• **Task material**
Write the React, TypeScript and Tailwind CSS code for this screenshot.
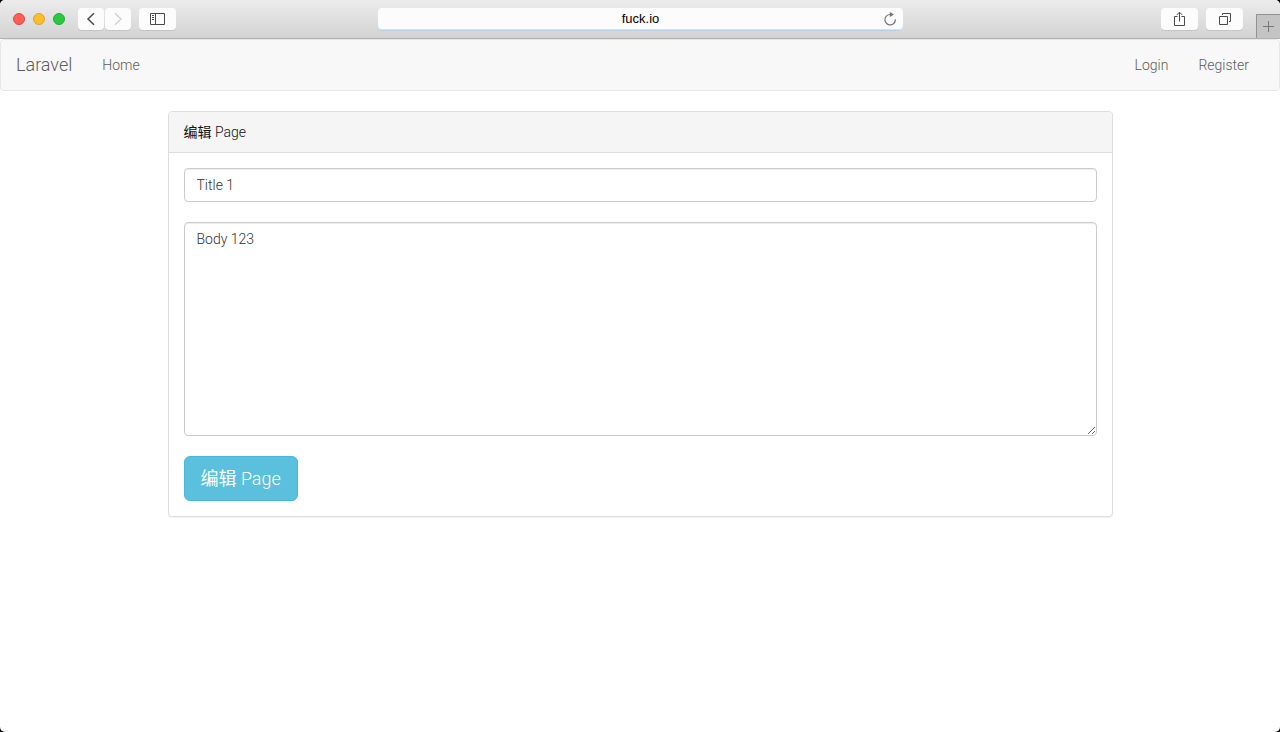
...
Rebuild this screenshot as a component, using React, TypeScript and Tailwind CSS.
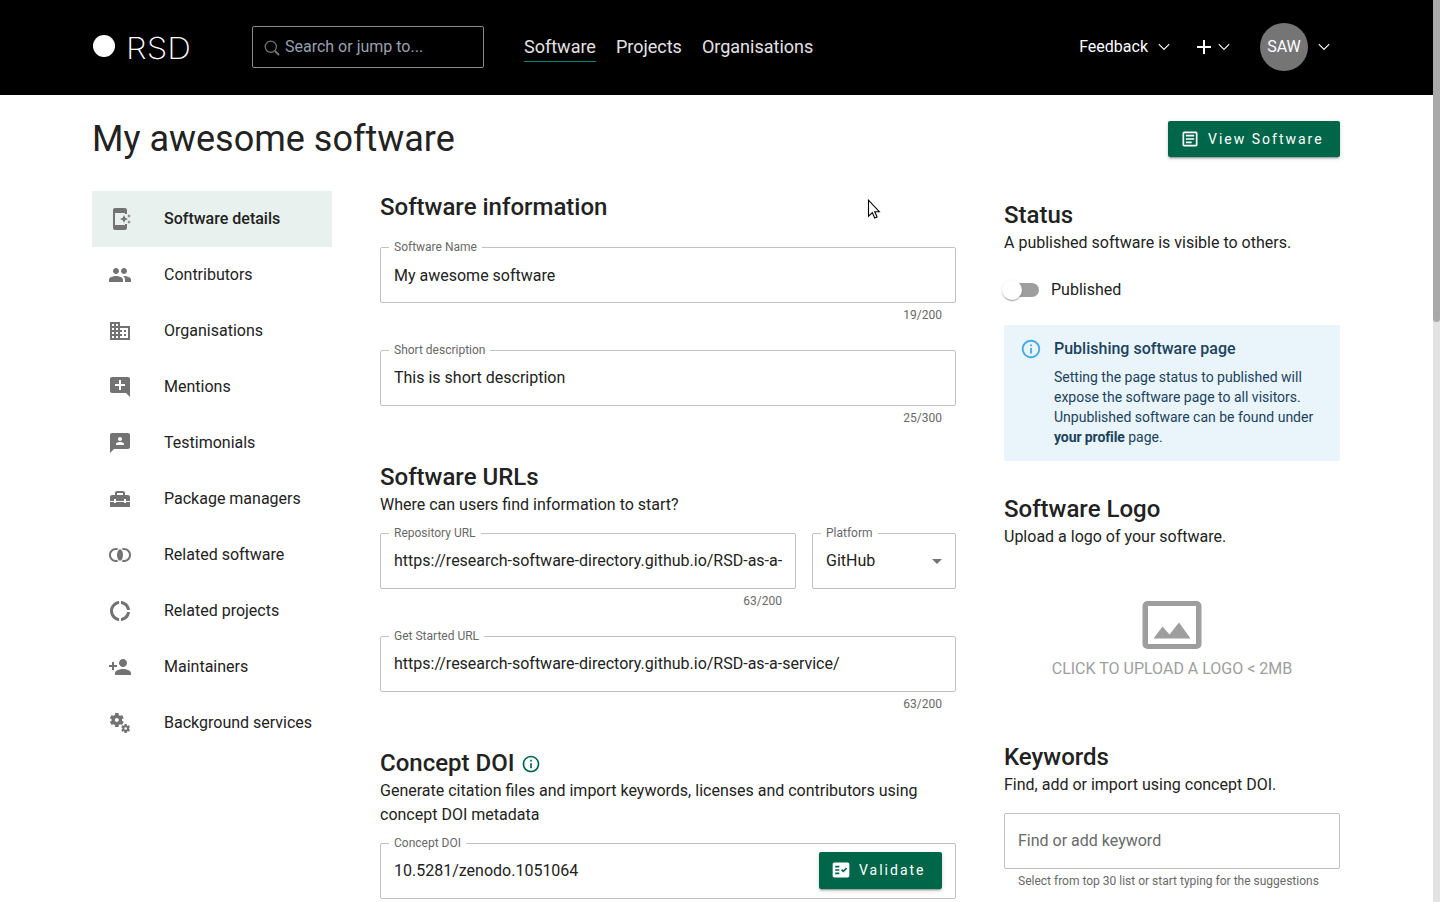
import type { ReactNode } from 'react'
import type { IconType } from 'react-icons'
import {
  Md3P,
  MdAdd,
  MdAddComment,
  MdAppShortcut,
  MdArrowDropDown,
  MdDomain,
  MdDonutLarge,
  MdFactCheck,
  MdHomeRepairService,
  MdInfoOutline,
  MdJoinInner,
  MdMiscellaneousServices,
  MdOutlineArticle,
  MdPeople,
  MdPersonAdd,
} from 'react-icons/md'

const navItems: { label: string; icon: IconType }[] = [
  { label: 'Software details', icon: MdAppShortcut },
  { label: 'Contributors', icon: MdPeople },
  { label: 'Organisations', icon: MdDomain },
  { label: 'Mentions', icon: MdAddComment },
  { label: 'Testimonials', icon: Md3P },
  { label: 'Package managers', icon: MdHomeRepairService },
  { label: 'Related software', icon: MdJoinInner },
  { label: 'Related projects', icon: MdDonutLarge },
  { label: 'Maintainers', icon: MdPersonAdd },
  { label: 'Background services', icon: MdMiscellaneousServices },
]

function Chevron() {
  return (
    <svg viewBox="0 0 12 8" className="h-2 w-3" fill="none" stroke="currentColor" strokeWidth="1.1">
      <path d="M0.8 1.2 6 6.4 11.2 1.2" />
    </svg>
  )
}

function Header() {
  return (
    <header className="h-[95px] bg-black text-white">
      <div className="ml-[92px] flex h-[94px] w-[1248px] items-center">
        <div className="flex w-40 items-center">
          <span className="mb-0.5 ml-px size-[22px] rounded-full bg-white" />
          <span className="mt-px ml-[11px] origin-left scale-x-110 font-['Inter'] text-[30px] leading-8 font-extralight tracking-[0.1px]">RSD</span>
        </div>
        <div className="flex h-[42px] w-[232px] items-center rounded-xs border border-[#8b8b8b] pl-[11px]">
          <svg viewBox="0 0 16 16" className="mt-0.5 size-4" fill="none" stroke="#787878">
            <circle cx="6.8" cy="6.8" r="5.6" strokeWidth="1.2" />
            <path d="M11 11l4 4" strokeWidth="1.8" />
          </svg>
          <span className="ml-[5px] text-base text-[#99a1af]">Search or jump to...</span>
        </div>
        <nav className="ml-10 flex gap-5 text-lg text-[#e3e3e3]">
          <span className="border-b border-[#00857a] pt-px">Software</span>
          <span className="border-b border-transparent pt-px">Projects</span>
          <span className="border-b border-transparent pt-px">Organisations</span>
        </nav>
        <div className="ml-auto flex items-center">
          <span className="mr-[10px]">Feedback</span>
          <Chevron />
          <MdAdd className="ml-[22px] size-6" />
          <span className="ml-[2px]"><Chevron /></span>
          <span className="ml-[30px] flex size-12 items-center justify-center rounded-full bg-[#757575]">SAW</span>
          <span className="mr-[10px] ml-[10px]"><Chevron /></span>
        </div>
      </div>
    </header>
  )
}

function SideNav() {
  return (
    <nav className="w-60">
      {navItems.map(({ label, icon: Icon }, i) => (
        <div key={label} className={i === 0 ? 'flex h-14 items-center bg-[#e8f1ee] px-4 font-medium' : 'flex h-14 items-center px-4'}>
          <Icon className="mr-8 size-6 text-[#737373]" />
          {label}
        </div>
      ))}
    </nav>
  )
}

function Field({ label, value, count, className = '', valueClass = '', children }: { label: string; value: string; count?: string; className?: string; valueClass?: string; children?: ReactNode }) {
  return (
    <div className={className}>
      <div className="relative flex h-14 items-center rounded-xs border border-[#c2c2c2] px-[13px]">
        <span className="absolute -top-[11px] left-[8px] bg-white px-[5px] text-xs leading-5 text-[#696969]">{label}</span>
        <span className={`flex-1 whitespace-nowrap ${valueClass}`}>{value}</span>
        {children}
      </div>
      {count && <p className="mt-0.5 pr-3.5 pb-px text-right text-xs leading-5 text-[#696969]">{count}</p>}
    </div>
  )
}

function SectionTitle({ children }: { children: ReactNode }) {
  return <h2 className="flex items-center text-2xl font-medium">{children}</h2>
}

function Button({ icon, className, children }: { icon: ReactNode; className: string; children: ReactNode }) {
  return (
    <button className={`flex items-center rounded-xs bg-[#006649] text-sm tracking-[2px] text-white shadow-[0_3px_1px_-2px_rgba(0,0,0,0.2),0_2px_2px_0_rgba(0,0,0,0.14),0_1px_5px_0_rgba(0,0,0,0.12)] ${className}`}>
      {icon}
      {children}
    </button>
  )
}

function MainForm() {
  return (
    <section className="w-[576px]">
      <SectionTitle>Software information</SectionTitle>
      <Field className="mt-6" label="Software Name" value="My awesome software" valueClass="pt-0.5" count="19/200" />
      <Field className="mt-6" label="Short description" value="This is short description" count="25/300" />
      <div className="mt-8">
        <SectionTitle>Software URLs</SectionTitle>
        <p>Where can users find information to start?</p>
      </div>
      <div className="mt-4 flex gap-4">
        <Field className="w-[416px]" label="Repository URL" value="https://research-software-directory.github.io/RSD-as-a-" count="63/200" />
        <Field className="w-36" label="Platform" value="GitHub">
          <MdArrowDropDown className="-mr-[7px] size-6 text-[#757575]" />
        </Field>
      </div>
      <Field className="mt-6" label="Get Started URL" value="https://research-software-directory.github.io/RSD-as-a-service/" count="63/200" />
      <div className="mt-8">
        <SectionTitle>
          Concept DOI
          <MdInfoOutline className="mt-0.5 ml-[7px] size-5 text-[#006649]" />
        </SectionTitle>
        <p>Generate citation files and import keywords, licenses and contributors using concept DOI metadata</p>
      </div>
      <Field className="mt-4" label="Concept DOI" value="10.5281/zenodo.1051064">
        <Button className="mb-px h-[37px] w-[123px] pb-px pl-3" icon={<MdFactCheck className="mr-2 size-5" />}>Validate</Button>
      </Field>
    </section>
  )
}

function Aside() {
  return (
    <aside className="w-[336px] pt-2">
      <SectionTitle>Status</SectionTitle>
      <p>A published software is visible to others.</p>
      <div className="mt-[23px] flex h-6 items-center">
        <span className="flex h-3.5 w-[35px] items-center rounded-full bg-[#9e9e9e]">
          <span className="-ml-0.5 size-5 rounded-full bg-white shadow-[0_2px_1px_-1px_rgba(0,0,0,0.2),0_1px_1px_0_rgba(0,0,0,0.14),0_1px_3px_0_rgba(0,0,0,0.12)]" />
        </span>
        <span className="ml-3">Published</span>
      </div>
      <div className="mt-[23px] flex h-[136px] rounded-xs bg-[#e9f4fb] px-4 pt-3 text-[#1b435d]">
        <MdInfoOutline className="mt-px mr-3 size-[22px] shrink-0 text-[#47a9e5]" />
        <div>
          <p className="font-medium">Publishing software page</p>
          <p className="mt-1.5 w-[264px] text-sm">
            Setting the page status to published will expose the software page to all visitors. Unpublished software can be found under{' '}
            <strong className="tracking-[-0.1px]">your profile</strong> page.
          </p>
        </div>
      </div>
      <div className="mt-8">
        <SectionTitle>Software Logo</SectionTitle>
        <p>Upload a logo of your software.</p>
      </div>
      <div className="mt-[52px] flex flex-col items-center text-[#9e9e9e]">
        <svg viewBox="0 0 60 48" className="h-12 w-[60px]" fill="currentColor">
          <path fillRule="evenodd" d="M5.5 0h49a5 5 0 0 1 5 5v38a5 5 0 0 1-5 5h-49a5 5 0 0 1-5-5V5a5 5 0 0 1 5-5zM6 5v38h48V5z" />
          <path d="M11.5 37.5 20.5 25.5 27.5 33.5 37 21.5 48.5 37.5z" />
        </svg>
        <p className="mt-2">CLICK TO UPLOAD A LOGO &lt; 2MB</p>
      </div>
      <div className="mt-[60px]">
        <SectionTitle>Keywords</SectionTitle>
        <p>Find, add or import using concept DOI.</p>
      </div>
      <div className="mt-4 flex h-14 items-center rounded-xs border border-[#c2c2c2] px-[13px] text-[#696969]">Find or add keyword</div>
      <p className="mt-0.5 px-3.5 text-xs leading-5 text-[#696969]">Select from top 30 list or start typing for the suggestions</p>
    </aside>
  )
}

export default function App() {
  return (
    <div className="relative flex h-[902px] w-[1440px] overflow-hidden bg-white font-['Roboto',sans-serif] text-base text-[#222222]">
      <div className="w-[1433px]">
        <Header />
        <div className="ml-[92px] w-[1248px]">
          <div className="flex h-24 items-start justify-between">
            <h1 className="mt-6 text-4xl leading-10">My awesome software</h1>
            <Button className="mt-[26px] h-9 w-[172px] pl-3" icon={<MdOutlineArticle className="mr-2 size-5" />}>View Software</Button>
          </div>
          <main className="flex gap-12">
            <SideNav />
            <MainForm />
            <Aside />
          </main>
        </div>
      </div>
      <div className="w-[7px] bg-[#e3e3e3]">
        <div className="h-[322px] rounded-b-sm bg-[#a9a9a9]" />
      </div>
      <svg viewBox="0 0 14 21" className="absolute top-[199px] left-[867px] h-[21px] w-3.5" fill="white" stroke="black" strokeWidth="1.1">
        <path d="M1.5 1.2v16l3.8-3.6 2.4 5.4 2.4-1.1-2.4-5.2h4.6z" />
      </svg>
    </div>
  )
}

• **Short problem**
Filter the records down to the lines that contain the string "Tailwind", and copy those lines.

• **Solution to the exercise**
Write the React, TypeScript and Tailwind CSS code for this screenshot.
Rebuild this screenshot as a component, using React, TypeScript and Tailwind CSS.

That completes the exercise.